──────── Available data ────────

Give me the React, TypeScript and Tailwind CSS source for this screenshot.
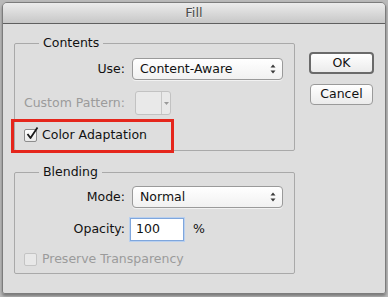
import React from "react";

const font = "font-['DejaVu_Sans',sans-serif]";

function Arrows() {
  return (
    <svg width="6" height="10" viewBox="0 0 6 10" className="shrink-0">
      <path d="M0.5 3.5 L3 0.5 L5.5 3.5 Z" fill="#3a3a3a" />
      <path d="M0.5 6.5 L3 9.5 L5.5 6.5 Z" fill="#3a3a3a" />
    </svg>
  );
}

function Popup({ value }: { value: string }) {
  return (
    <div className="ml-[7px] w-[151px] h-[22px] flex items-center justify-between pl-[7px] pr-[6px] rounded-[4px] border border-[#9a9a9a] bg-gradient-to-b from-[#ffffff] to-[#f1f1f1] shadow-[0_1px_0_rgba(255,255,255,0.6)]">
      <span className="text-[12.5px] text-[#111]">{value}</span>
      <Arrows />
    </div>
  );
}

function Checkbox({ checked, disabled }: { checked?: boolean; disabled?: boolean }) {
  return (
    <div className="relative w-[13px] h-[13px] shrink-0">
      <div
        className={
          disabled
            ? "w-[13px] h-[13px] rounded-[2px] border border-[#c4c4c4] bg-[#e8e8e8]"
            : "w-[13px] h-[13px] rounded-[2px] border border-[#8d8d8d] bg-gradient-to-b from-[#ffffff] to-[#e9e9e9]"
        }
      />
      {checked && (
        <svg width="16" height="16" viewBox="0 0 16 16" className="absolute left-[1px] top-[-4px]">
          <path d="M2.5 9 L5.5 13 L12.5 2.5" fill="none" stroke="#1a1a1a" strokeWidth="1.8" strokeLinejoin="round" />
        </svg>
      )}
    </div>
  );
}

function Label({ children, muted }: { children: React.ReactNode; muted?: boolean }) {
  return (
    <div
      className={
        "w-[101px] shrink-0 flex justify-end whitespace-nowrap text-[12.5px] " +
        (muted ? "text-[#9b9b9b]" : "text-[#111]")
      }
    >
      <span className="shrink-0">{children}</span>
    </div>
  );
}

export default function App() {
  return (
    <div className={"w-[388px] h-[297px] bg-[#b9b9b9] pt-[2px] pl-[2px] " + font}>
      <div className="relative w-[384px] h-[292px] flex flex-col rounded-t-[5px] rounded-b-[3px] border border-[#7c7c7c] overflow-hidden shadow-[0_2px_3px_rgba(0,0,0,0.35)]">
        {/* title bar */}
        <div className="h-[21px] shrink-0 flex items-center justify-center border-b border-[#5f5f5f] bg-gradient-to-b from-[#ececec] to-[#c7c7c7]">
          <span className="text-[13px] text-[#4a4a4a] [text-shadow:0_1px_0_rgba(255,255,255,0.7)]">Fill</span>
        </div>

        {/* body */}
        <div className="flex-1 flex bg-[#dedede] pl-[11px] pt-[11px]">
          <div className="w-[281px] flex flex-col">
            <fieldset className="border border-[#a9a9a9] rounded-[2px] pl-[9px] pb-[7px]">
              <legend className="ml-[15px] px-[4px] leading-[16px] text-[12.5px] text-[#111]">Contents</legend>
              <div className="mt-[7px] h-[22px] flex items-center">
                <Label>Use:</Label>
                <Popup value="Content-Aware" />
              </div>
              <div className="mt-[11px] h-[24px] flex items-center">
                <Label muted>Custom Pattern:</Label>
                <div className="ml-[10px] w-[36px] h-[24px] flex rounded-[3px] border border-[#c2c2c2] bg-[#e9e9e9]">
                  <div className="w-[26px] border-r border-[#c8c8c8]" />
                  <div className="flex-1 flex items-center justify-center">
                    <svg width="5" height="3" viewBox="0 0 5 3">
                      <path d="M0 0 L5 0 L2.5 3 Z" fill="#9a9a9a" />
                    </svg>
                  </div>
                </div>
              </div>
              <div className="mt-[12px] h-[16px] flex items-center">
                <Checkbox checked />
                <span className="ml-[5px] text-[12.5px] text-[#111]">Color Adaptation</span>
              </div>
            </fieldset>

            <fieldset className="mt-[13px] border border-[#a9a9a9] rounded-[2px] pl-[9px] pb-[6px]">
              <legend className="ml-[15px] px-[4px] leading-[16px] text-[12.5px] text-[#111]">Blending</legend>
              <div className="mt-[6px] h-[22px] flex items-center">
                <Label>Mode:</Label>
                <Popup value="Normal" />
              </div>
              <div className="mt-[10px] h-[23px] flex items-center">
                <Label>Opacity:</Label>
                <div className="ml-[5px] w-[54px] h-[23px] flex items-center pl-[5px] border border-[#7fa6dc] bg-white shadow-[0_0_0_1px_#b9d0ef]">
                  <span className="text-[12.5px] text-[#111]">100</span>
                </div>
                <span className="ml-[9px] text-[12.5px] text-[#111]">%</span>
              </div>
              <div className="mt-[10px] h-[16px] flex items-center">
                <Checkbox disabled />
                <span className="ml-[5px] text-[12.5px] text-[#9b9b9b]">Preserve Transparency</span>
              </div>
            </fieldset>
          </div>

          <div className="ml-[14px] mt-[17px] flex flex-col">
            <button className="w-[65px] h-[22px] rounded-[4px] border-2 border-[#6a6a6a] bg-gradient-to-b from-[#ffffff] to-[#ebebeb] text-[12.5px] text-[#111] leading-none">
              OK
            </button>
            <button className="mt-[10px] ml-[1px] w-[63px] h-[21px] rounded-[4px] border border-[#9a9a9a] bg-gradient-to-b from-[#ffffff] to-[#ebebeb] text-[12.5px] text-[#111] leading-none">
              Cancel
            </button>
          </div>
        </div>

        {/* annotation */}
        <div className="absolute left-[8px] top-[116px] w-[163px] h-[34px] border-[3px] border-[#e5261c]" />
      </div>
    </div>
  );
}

────────

Task description » Reproduce all of the material exactly, apart from the pictures.

Completed exercise »
Give me the React, TypeScript and Tailwind CSS source for this screenshot.
import React from "react";

const font = "font-['DejaVu_Sans',sans-serif]";

function Arrows() {
  return (
    <svg width="6" height="10" viewBox="0 0 6 10" className="shrink-0">
      <path d="M0.5 3.5 L3 0.5 L5.5 3.5 Z" fill="#3a3a3a" />
      <path d="M0.5 6.5 L3 9.5 L5.5 6.5 Z" fill="#3a3a3a" />
    </svg>
  );
}

function Popup({ value }: { value: string }) {
  return (
    <div className="ml-[7px] w-[151px] h-[22px] flex items-center justify-between pl-[7px] pr-[6px] rounded-[4px] border border-[#9a9a9a] bg-gradient-to-b from-[#ffffff] to-[#f1f1f1] shadow-[0_1px_0_rgba(255,255,255,0.6)]">
      <span className="text-[12.5px] text-[#111]">{value}</span>
      <Arrows />
    </div>
  );
}

function Checkbox({ checked, disabled }: { checked?: boolean; disabled?: boolean }) {
  return (
    <div className="relative w-[13px] h-[13px] shrink-0">
      <div
        className={
          disabled
            ? "w-[13px] h-[13px] rounded-[2px] border border-[#c4c4c4] bg-[#e8e8e8]"
            : "w-[13px] h-[13px] rounded-[2px] border border-[#8d8d8d] bg-gradient-to-b from-[#ffffff] to-[#e9e9e9]"
        }
      />
      {checked && (
        <svg width="16" height="16" viewBox="0 0 16 16" className="absolute left-[1px] top-[-4px]">
          <path d="M2.5 9 L5.5 13 L12.5 2.5" fill="none" stroke="#1a1a1a" strokeWidth="1.8" strokeLinejoin="round" />
        </svg>
      )}
    </div>
  );
}

function Label({ children, muted }: { children: React.ReactNode; muted?: boolean }) {
  return (
    <div
      className={
        "w-[101px] shrink-0 flex justify-end whitespace-nowrap text-[12.5px] " +
        (muted ? "text-[#9b9b9b]" : "text-[#111]")
      }
    >
      <span className="shrink-0">{children}</span>
    </div>
  );
}

export default function App() {
  return (
    <div className={"w-[388px] h-[297px] bg-[#b9b9b9] pt-[2px] pl-[2px] " + font}>
      <div className="relative w-[384px] h-[292px] flex flex-col rounded-t-[5px] rounded-b-[3px] border border-[#7c7c7c] overflow-hidden shadow-[0_2px_3px_rgba(0,0,0,0.35)]">
        {/* title bar */}
        <div className="h-[21px] shrink-0 flex items-center justify-center border-b border-[#5f5f5f] bg-gradient-to-b from-[#ececec] to-[#c7c7c7]">
          <span className="text-[13px] text-[#4a4a4a] [text-shadow:0_1px_0_rgba(255,255,255,0.7)]">Fill</span>
        </div>

        {/* body */}
        <div className="flex-1 flex bg-[#dedede] pl-[11px] pt-[11px]">
          <div className="w-[281px] flex flex-col">
            <fieldset className="border border-[#a9a9a9] rounded-[2px] pl-[9px] pb-[7px]">
              <legend className="ml-[15px] px-[4px] leading-[16px] text-[12.5px] text-[#111]">Contents</legend>
              <div className="mt-[7px] h-[22px] flex items-center">
                <Label>Use:</Label>
                <Popup value="Content-Aware" />
              </div>
              <div className="mt-[11px] h-[24px] flex items-center">
                <Label muted>Custom Pattern:</Label>
                <div className="ml-[10px] w-[36px] h-[24px] flex rounded-[3px] border border-[#c2c2c2] bg-[#e9e9e9]">
                  <div className="w-[26px] border-r border-[#c8c8c8]" />
                  <div className="flex-1 flex items-center justify-center">
                    <svg width="5" height="3" viewBox="0 0 5 3">
                      <path d="M0 0 L5 0 L2.5 3 Z" fill="#9a9a9a" />
                    </svg>
                  </div>
                </div>
              </div>
              <div className="mt-[12px] h-[16px] flex items-center">
                <Checkbox checked />
                <span className="ml-[5px] text-[12.5px] text-[#111]">Color Adaptation</span>
              </div>
            </fieldset>

            <fieldset className="mt-[13px] border border-[#a9a9a9] rounded-[2px] pl-[9px] pb-[6px]">
              <legend className="ml-[15px] px-[4px] leading-[16px] text-[12.5px] text-[#111]">Blending</legend>
              <div className="mt-[6px] h-[22px] flex items-center">
                <Label>Mode:</Label>
                <Popup value="Normal" />
              </div>
              <div className="mt-[10px] h-[23px] flex items-center">
                <Label>Opacity:</Label>
                <div className="ml-[5px] w-[54px] h-[23px] flex items-center pl-[5px] border border-[#7fa6dc] bg-white shadow-[0_0_0_1px_#b9d0ef]">
                  <span className="text-[12.5px] text-[#111]">100</span>
                </div>
                <span className="ml-[9px] text-[12.5px] text-[#111]">%</span>
              </div>
              <div className="mt-[10px] h-[16px] flex items-center">
                <Checkbox disabled />
                <span className="ml-[5px] text-[12.5px] text-[#9b9b9b]">Preserve Transparency</span>
              </div>
            </fieldset>
          </div>

          <div className="ml-[14px] mt-[17px] flex flex-col">
            <button className="w-[65px] h-[22px] rounded-[4px] border-2 border-[#6a6a6a] bg-gradient-to-b from-[#ffffff] to-[#ebebeb] text-[12.5px] text-[#111] leading-none">
              OK
            </button>
            <button className="mt-[10px] ml-[1px] w-[63px] h-[21px] rounded-[4px] border border-[#9a9a9a] bg-gradient-to-b from-[#ffffff] to-[#ebebeb] text-[12.5px] text-[#111] leading-none">
              Cancel
            </button>
          </div>
        </div>

        {/* annotation */}
        <div className="absolute left-[8px] top-[116px] w-[163px] h-[34px] border-[3px] border-[#e5261c]" />
      </div>
    </div>
  );
}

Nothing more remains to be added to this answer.